Imaginary particle tracking accelerometry based on time-resolved velocity fields

Abstract

An accurate calculation of material acceleration is important for particle image velocimetry-based pressure reconstruction. Therefore, an imaginary particle tracking accelerometry (IPTA) approach based on time-resolved velocity fields is described in this paper for a better determination of acceleration. Multi-velocity fields and a least squares polynomial fitting of the velocity along imaginary particle trajectories are introduced to improve the acceleration accuracy. The process of imaginary particle tracking is operated iteratively until a convergence condition is satisfied. Then the Lagrangian acceleration (or the material acceleration in the Eulerian coordinates) is acquired by the first-order time derivation of the fitting polynomial. In addition, the sensitivity of the IPTA approach to different levels of noise and parameters that affect its performance is investigated.
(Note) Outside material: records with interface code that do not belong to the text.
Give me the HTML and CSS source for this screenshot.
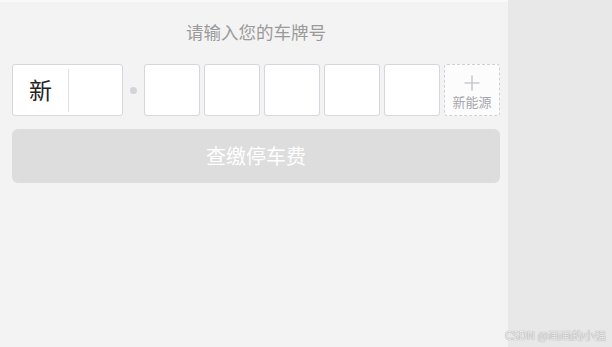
FILE: index.html
```html
<!DOCTYPE html>
<html lang="zh-CN">
<head>
<meta charset="utf-8">
<title>请输入您的车牌号</title>
<link rel="stylesheet" href="styles.css">
</head>
<body>
<div class="page">
  <main class="panel">
    <div class="title">请输入您的车牌号</div>
    <div class="plate-row">
      <div class="cell cell-province">
        <span class="province">新</span>
        <span class="divider"></span>
        <span class="letter"></span>
      </div>
      <span class="dot"></span>
      <div class="cells">
        <div class="cell"></div>
        <div class="cell"></div>
        <div class="cell"></div>
        <div class="cell"></div>
        <div class="cell"></div>
        <div class="cell cell-new">
          <svg class="plus" width="16" height="16" viewBox="0 0 16 16" aria-hidden="true">
            <path d="M8 0.5V15.5M0.5 8H15.5" stroke="#c9c9d1" stroke-width="1.6" fill="none"/>
          </svg>
          <span class="new-label">新能源</span>
        </div>
      </div>
    </div>
    <button class="submit" type="button">查缴停车费</button>
  </main>
  <aside class="side"></aside>
  <div class="watermark">CSDN @画画的小强</div>
</div>
</body>
</html>
```
FILE: styles.css
```css
html, body {
  margin: 0;
  padding: 0;
}
body {
  font-family: "Noto Sans CJK SC", "Noto Sans", "Liberation Sans", sans-serif;
  background: #e8e8e8;
}
.page {
  position: relative;
  display: flex;
  width: 612px;
  height: 347px;
  overflow: hidden;
}
.panel {
  width: 508px;
  box-sizing: border-box;
  padding: 0 8px 0 12px;
  background: #f3f3f3;
  border-top: 2px solid #f9f9f9;
  display: flex;
  flex-direction: column;
}
.side {
  flex: 1;
  background: #e8e8e8;
}
.title {
  margin-top: 18px;
  height: 24px;
  line-height: 24px;
  font-size: 17.5px;
  color: #9a9a9a;
  text-align: center;
}
.plate-row {
  margin-top: 20px;
  display: flex;
  align-items: center;
  height: 52px;
}
.cell {
  box-sizing: border-box;
  width: 56px;
  height: 52px;
  background: #fff;
  border: 1px solid #d6d6dd;
  border-radius: 3px;
}
.cell-province {
  width: 112px;
  display: flex;
  align-items: center;
}
.province {
  width: 55px;
  text-align: center;
  font-size: 23px;
  color: #222;
  line-height: 1;
  padding-bottom: 2px;
}
.divider {
  width: 1px;
  height: 43px;
  margin-top: 1px;
  background: #e2e2e6;
}
.letter {
  flex: 1;
}
.dot {
  width: 7px;
  height: 7px;
  border-radius: 50%;
  background: #d3d3da;
  margin: 0 7px 0 7px;
}
.cells {
  display: flex;
  gap: 4px;
}
.cell-new {
  background: #fcfcfc;
  border: 1px dashed #cfcfd4;
  display: flex;
  flex-direction: column;
  align-items: center;
  padding-top: 10px;
}
.plus {
  display: block;
}
.new-label {
  margin-top: 4px;
  font-size: 13px;
  line-height: 14px;
  color: #a6a6ae;
}
.submit {
  margin-top: 13px;
  height: 54px;
  border: none;
  border-radius: 6px;
  background: #dddddd;
  color: #ffffff;
  font-family: inherit;
  font-size: 20px;
  padding: 0;
  line-height: 54px;
}
.watermark {
  position: absolute;
  right: 6px;
  bottom: 5px;
  font-size: 11.5px;
  line-height: 14px;
  color: #eeeeee;
  text-shadow: 0 0 1px rgba(0, 0, 0, 0.5);
}
```
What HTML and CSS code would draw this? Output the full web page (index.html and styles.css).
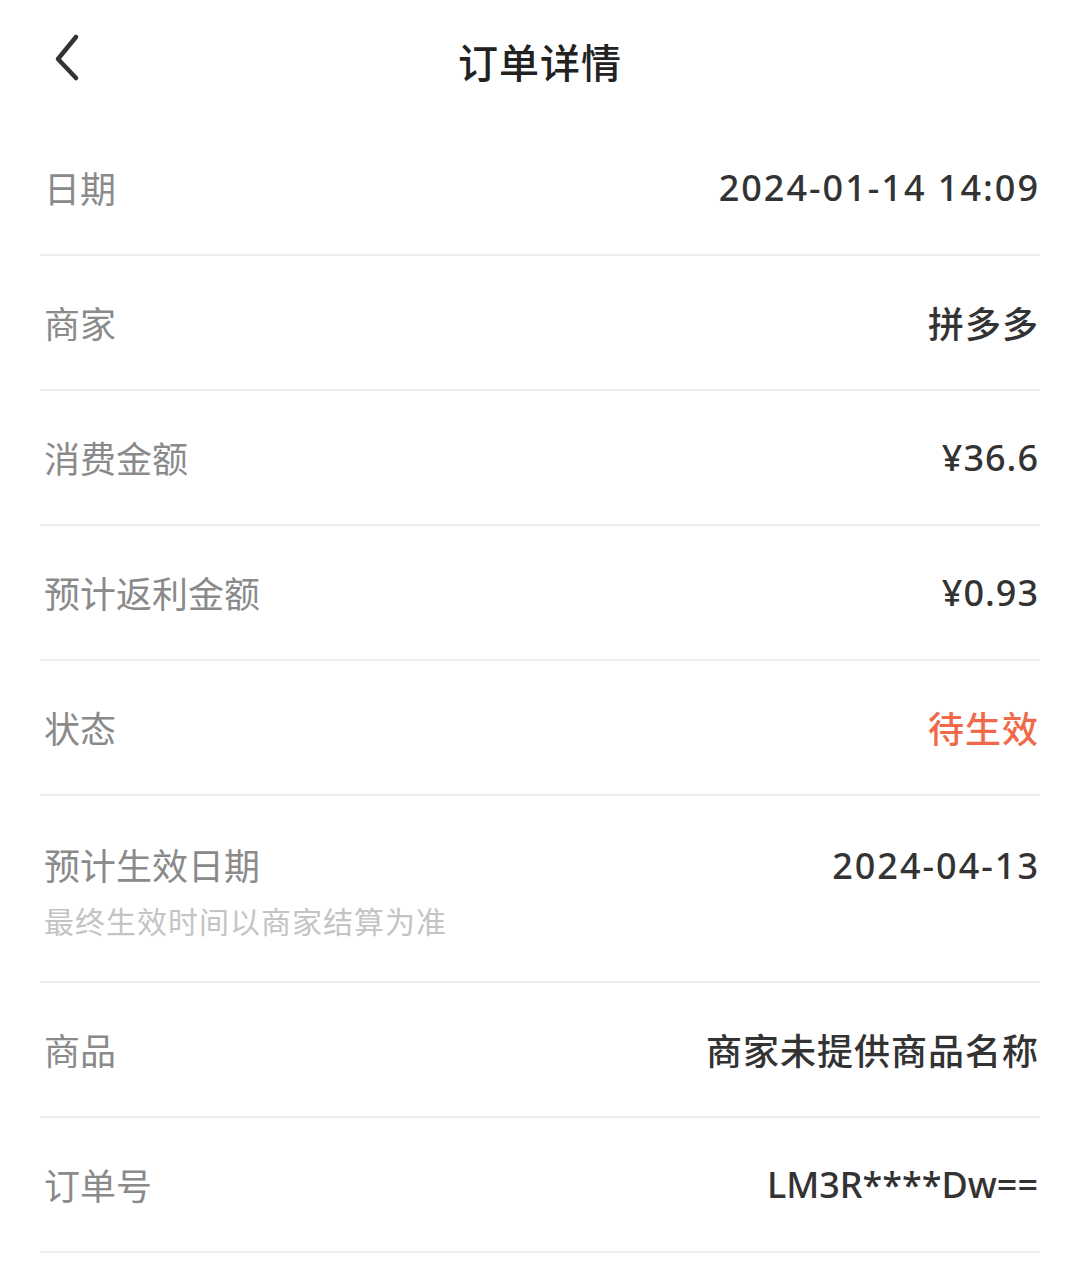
FILE: index.html
```html
<!DOCTYPE html>
<html lang="zh-cn">

<head>
    <meta charset="UTF-8">
    <meta name="viewport" content="width=device-width, initial-scale=1.0">
    <title>订单详情</title>
    <link rel="stylesheet" href="styles.css">
</head>

<body>
    <!-- 顶部标题栏 -->
    <div class="navbar">
        <button class="back">
            <svg width="40" height="60" viewBox="0 0 40 60">
                <path d="M30 15 L12 37 L30 56" fill="none" stroke="#333" stroke-width="4.5" stroke-linecap="round" stroke-linejoin="round" />
            </svg>
        </button>
        <h1>订单详情</h1>
    </div>

    <!-- 订单信息列表 -->
    <div class="detail-list">
        <div class="row">
            <span class="label">日期</span>
            <span class="value num">2024-01-14 14:09</span>
        </div>
        <div class="row">
            <span class="label">商家</span>
            <span class="value cjk">拼多多</span>
        </div>
        <div class="row">
            <span class="label">消费金额</span>
            <span class="value money">¥36.6</span>
        </div>
        <div class="row">
            <span class="label">预计返利金额</span>
            <span class="value money">¥0.93</span>
        </div>
        <div class="row">
            <span class="label">状态</span>
            <span class="value cjk pending">待生效</span>
        </div>
        <div class="row row-tall">
            <div class="label-group">
                <span class="label">预计生效日期</span>
                <span class="hint">最终生效时间以商家结算为准</span>
            </div>
            <span class="value num">2024-04-13</span>
        </div>
        <div class="row">
            <span class="label">商品</span>
            <span class="value cjk">商家未提供商品名称</span>
        </div>
        <div class="row">
            <span class="label">订单号</span>
            <span class="value">LM3R****Dw==</span>
        </div>
    </div>
</body>

</html>
```

FILE: styles.css
```css
/* 页面整体样式 */
body {
    font-family: "Noto Sans", "Noto Sans CJK SC", sans-serif;
    margin: 0;
    padding: 0;
    background-color: #fff;
    color: #333;
}

/* 顶部标题栏 */
.navbar {
    height: 121px;
    display: flex;
    align-items: center;
    justify-content: center;
    position: relative;
}

.navbar h1 {
    margin: 0;
    font-size: 40px;
    font-weight: 500;
    color: #222;
    letter-spacing: 1px;
}

.back {
    position: absolute;
    left: 46px;
    top: 22px;
    padding: 0;
    border: none;
    background: none;
    cursor: pointer;
}

/* 列表 */
.detail-list {
    padding: 0 40px;
}

.row {
    height: 133px;
    display: flex;
    justify-content: space-between;
    align-items: center;
    border-bottom: 2px solid #eee;
    padding: 0 2px 0 4px;
}

.row-tall {
    height: 185px;
}

.label-group {
    display: flex;
    flex-direction: column;
    gap: 7px;
    margin-bottom: -2px;
}

.label {
    font-size: 36px;
    color: #8a8a8a;
}

.hint {
    font-size: 30px;
    color: #c4c4c4;
    letter-spacing: 1px;
}

.value {
    font-size: 36px;
    font-weight: 500;
    color: #333;
}

.num {
    letter-spacing: 2px;
    margin-right: -2px;
}

.money,
.cjk {
    letter-spacing: 1px;
    margin-right: -1px;
}

.row-tall .value {
    align-self: flex-start;
    margin-top: 45px;
}

.pending {
    color: #ef6a4b;
}
```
A criterion is proposed to determine these parameters when using IPTA to calculate the acceleration. Performance of the IPTA method is compared with other velocity-based accelerometry methods, including both Eulerian and Lagrangian methods. Assessments are conducted in a synthetic solid body rotation flow, a synthetic flow of a vortex ring, and an experimental jet flow. The results show that IPTA is a robust method for experimental acceleration determination that can both improve the accuracy of acceleration and provide better physical characteristics of the flow field.